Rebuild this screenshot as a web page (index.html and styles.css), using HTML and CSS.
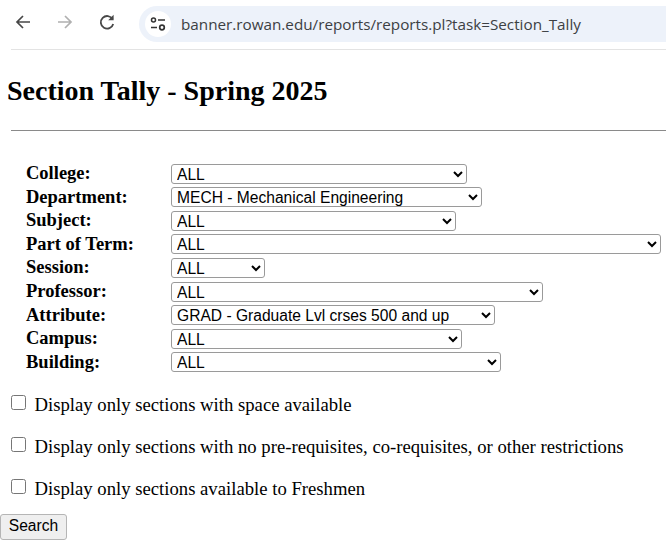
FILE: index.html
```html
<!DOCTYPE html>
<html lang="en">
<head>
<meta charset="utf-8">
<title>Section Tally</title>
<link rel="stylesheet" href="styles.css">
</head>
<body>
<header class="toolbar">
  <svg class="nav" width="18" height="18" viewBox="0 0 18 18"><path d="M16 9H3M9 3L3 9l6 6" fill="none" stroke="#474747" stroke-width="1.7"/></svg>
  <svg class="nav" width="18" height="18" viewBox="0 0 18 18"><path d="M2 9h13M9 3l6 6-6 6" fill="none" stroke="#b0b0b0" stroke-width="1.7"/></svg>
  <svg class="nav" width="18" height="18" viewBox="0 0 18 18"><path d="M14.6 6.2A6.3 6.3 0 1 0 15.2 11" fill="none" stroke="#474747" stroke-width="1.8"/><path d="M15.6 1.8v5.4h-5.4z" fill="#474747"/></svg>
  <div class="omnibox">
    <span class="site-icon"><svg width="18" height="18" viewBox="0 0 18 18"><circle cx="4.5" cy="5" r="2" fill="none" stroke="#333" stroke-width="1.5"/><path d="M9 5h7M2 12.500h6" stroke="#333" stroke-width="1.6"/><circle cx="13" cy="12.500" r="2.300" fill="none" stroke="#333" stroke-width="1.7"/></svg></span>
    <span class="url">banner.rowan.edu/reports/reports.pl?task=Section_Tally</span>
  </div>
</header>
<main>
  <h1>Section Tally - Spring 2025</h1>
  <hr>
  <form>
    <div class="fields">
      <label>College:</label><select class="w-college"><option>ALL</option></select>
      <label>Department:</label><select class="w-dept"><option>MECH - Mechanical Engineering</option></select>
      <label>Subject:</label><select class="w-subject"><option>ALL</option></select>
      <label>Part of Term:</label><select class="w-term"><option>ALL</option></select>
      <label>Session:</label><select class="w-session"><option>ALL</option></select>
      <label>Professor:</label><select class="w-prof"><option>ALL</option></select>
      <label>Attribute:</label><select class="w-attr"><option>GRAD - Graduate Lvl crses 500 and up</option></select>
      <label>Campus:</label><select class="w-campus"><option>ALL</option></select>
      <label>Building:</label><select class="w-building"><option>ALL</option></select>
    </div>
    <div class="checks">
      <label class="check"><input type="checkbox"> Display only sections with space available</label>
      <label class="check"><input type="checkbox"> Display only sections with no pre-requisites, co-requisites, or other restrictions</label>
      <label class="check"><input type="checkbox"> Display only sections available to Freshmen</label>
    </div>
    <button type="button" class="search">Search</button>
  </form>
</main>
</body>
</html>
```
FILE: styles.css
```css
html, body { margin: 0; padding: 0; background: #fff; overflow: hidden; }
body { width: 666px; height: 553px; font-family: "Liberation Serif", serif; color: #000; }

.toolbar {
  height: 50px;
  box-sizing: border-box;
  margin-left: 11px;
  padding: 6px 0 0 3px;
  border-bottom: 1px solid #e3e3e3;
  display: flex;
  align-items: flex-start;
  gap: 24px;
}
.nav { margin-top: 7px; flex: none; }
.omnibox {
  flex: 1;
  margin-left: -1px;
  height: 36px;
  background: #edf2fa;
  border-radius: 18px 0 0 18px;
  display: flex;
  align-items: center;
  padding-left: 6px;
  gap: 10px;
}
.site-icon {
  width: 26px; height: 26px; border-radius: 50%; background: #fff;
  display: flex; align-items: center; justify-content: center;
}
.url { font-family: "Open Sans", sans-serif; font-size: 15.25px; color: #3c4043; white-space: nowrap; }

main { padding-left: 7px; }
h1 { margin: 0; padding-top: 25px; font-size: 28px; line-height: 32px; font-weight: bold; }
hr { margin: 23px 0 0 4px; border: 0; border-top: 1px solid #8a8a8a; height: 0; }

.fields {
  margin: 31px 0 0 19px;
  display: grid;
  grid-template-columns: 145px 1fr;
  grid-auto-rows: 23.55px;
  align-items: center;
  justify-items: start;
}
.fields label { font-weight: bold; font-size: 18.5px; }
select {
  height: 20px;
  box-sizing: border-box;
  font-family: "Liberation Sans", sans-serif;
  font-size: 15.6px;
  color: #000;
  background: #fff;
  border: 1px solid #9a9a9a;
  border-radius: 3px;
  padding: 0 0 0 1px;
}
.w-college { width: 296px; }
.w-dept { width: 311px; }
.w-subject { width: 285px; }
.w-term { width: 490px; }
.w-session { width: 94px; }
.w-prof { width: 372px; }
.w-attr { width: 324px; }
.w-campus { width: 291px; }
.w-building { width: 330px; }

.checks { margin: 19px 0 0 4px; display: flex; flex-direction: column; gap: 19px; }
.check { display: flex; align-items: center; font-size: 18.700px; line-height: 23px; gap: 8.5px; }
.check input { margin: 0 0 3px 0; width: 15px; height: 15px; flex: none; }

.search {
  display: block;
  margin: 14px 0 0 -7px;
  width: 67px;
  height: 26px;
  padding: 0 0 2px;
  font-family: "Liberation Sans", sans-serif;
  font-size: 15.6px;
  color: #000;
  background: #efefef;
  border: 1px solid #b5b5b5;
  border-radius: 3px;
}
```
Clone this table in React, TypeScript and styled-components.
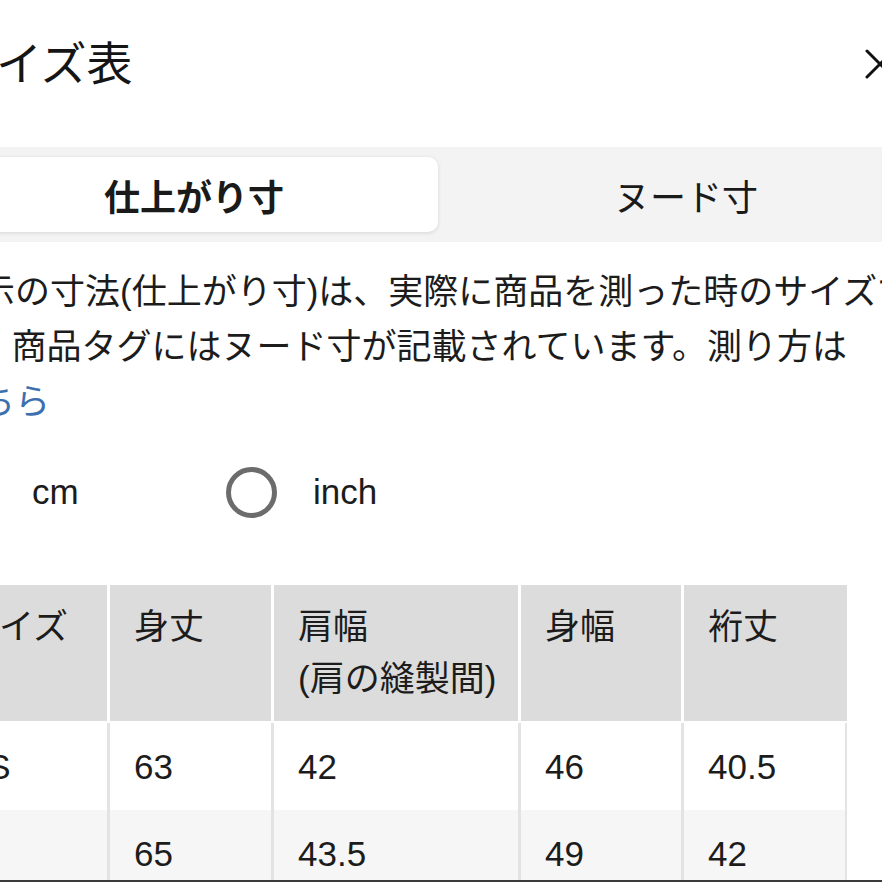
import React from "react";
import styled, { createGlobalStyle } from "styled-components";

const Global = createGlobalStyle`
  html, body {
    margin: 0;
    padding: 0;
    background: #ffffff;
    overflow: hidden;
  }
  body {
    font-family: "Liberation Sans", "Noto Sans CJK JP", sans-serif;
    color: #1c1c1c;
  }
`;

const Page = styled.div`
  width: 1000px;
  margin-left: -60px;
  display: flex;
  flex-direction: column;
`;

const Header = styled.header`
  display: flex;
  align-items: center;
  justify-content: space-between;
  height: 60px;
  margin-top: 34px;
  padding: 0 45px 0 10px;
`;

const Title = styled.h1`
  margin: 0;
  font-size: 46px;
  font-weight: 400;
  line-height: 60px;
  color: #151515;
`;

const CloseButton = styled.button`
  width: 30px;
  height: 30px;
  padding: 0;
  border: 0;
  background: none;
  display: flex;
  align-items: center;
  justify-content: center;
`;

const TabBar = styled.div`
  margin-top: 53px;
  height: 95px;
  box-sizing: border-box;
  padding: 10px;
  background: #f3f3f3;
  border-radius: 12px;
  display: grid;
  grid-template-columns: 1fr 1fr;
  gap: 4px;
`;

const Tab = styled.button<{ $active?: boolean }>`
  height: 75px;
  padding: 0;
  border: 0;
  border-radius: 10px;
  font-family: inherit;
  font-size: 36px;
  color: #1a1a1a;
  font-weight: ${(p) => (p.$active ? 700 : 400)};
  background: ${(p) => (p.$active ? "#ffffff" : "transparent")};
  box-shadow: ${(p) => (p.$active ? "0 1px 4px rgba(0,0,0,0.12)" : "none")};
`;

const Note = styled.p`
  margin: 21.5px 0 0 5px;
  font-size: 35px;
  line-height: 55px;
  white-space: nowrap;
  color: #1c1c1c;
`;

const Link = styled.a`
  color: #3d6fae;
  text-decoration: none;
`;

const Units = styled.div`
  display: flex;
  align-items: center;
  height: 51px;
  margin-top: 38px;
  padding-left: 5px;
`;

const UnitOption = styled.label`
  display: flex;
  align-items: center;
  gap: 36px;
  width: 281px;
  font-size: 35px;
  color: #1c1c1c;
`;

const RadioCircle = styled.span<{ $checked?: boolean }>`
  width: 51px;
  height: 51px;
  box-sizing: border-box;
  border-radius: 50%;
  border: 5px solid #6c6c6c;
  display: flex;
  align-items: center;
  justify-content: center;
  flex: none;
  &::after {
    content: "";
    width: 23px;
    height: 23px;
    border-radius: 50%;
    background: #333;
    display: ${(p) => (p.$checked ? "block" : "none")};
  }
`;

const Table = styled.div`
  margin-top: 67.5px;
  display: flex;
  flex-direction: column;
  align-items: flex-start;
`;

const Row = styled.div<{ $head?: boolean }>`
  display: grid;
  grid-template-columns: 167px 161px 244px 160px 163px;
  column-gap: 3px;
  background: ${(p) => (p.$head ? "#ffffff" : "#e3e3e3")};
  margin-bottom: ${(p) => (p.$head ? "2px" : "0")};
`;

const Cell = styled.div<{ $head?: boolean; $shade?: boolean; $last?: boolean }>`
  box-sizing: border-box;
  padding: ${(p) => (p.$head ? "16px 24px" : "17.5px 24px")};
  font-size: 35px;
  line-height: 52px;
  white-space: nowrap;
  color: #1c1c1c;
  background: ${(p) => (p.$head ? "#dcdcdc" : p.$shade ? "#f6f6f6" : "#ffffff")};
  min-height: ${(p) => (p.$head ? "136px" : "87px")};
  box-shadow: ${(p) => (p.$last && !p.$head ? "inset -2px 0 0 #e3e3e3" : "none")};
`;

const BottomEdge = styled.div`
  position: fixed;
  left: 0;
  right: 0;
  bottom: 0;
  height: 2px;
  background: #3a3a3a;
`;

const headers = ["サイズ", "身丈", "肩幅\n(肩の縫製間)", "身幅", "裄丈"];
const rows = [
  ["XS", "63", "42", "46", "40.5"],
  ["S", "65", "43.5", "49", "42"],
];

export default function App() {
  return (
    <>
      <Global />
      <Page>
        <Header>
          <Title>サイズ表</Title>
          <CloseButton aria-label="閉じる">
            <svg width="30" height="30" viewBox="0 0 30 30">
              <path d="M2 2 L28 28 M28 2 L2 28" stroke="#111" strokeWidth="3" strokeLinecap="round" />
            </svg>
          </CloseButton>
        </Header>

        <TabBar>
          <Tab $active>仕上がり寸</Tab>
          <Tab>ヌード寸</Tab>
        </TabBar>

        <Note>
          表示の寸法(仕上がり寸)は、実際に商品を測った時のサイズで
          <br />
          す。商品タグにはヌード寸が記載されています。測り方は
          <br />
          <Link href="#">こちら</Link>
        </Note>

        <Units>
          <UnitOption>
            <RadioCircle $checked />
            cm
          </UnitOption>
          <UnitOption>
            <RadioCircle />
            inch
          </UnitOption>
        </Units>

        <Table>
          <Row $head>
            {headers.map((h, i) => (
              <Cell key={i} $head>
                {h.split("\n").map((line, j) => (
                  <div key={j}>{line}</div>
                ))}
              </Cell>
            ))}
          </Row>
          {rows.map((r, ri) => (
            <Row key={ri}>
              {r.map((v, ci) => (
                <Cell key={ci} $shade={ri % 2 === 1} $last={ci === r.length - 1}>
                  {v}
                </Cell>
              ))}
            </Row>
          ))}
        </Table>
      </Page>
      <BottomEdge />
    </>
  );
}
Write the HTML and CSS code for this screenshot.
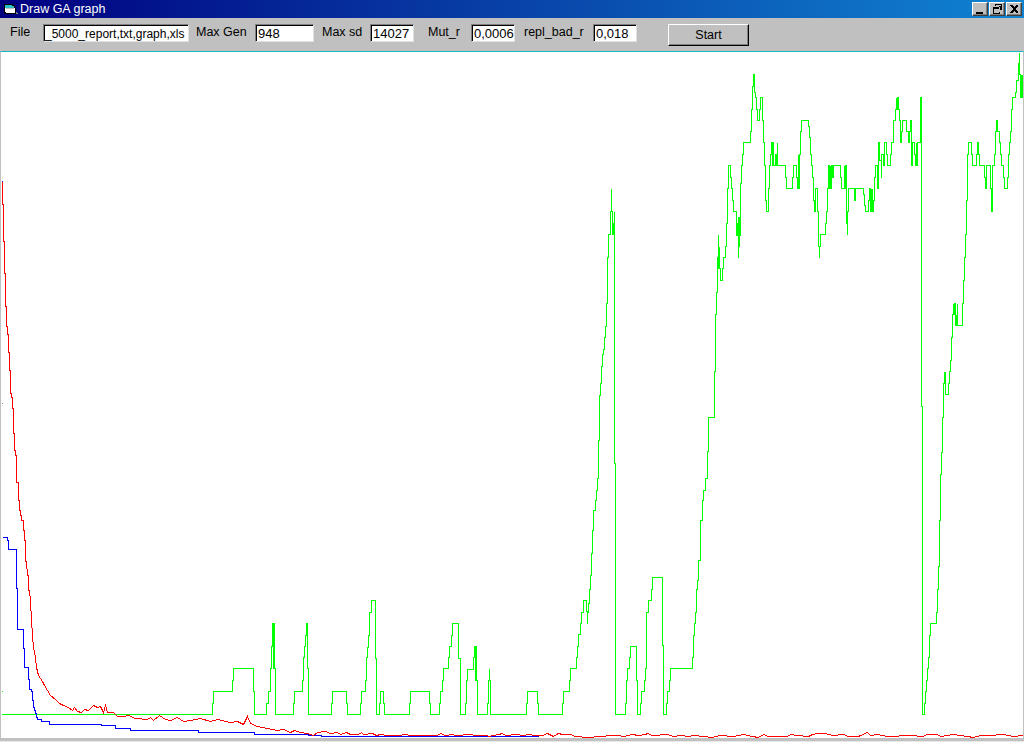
============================================================
Identify and extract each line of the listing that contains "index".

Rebuild this screenshot as a web page (index.html and styles.css), using HTML and CSS.
FILE: index.html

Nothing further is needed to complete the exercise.